### Set exercise
Show every line in the records below that contains the word "matches".

--- begin Material supplied ---

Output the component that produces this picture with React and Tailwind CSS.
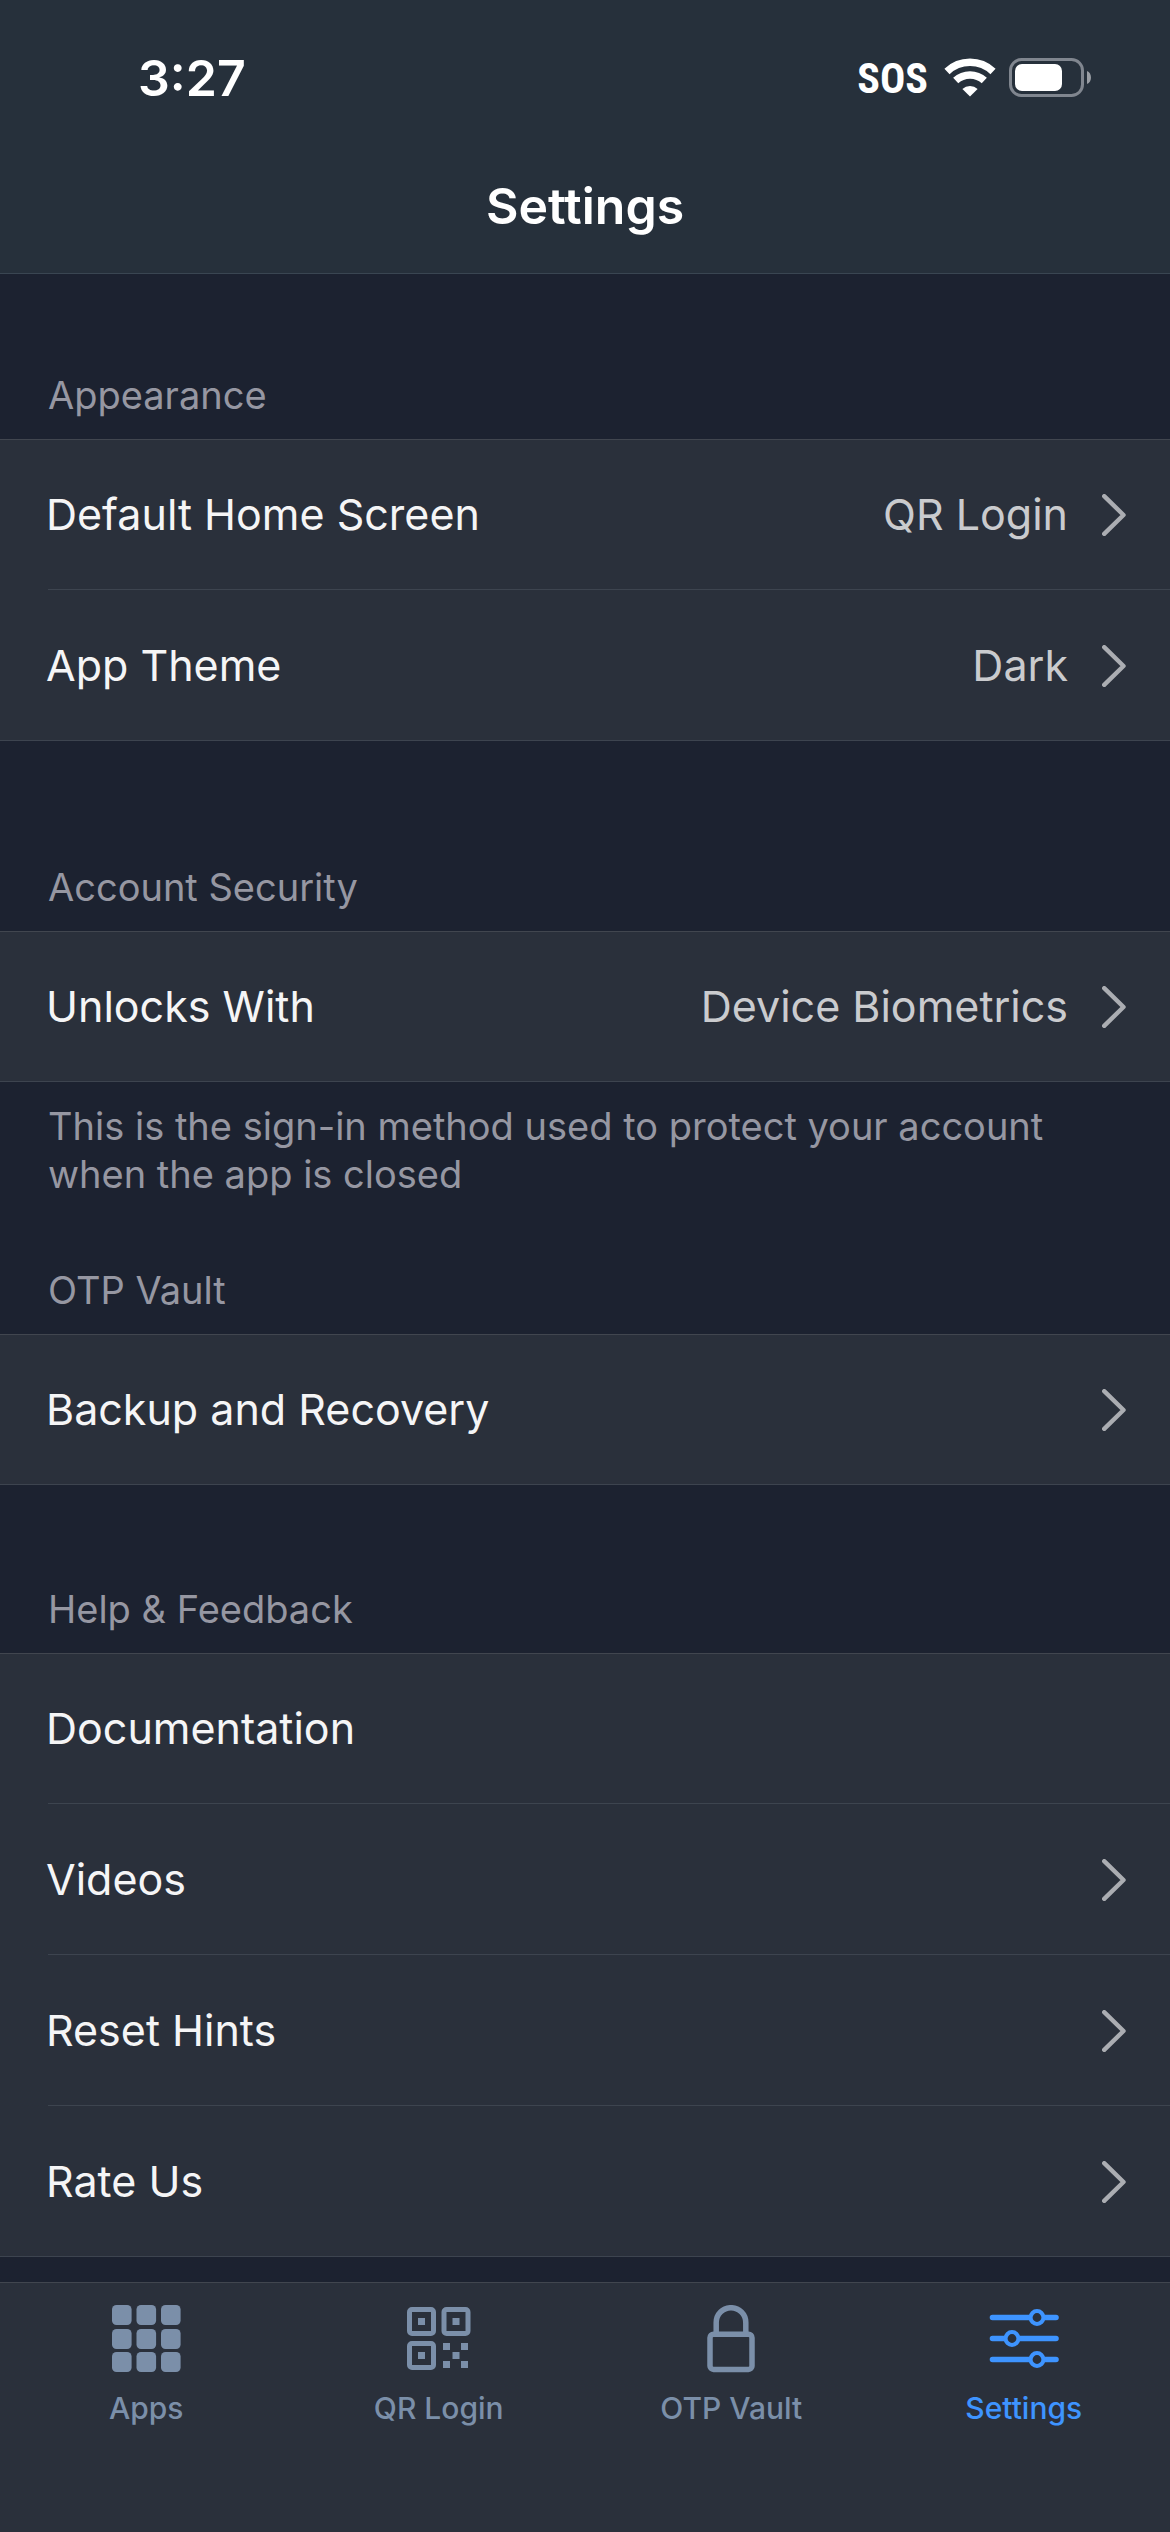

--- end Material supplied ---
--- begin Material supplied ---

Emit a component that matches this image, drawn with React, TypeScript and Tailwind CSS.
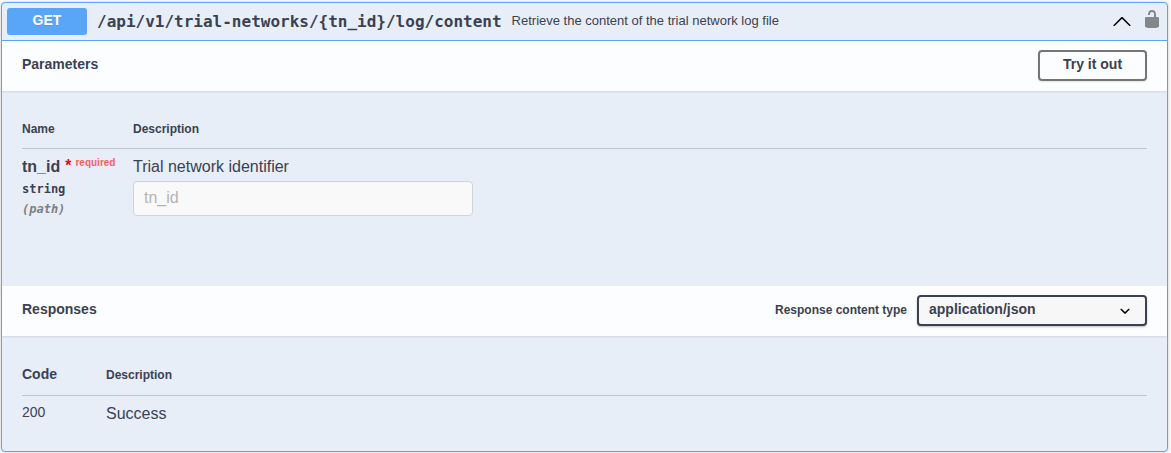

--- end Material supplied ---
--- begin Material supplied ---

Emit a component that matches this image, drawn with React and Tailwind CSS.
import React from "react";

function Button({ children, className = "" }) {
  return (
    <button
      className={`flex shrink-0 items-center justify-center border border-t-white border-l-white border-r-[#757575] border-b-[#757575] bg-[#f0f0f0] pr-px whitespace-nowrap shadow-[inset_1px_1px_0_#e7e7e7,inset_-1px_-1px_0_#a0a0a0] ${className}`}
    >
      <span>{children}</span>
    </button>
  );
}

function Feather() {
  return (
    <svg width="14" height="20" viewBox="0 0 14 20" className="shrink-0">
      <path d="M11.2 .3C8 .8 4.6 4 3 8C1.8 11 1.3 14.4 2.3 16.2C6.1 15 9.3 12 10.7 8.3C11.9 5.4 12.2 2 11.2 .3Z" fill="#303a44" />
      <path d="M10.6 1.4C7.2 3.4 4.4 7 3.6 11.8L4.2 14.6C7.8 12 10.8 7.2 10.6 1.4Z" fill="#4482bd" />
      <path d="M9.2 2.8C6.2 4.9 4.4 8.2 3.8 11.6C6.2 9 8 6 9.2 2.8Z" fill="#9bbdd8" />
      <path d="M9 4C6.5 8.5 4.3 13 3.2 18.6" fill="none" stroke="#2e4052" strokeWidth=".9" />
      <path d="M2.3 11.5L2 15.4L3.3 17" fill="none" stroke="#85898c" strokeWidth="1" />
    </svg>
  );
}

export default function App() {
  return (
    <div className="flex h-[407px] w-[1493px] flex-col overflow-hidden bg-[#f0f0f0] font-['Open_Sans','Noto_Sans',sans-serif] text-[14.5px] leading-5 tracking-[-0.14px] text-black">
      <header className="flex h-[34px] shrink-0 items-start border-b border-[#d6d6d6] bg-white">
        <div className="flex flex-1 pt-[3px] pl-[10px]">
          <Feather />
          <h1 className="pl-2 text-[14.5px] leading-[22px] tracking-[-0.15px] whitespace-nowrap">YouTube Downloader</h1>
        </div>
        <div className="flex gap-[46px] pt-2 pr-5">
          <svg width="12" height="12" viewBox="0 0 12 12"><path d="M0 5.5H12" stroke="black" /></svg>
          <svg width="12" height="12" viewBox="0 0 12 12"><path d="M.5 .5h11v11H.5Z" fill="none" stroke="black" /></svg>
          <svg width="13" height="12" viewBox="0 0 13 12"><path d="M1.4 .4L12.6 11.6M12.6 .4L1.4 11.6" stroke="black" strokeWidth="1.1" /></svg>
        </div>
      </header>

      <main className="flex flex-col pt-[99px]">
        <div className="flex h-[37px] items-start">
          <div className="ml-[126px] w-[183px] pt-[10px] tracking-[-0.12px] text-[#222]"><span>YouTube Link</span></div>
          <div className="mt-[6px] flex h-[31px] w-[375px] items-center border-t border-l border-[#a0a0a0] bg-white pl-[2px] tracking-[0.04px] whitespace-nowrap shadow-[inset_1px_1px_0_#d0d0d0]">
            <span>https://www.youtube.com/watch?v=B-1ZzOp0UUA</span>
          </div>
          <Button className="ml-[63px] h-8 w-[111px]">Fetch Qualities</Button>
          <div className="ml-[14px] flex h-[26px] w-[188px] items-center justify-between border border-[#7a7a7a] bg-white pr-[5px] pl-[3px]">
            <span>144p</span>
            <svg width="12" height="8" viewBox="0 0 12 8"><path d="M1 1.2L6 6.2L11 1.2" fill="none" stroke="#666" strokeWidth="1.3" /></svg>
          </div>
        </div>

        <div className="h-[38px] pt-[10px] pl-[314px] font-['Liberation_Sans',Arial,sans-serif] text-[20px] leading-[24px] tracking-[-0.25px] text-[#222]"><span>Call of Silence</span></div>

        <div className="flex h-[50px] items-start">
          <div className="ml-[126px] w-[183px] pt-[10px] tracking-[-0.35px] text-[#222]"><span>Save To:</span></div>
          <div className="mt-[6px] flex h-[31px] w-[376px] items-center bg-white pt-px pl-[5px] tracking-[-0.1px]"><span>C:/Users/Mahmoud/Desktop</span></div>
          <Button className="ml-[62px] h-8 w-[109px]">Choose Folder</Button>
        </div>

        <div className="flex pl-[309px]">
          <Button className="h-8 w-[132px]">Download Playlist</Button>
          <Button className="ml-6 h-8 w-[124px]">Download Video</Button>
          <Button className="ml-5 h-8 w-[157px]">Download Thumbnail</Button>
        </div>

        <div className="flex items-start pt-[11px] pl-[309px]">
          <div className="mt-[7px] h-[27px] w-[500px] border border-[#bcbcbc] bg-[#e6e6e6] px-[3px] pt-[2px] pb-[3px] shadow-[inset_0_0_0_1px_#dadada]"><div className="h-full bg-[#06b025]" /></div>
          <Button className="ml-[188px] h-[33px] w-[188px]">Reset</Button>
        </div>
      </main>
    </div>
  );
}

--- end Material supplied ---

### The reply
Emit a component that matches this image, drawn with React, TypeScript and Tailwind CSS.
Emit a component that matches this image, drawn with React and Tailwind CSS.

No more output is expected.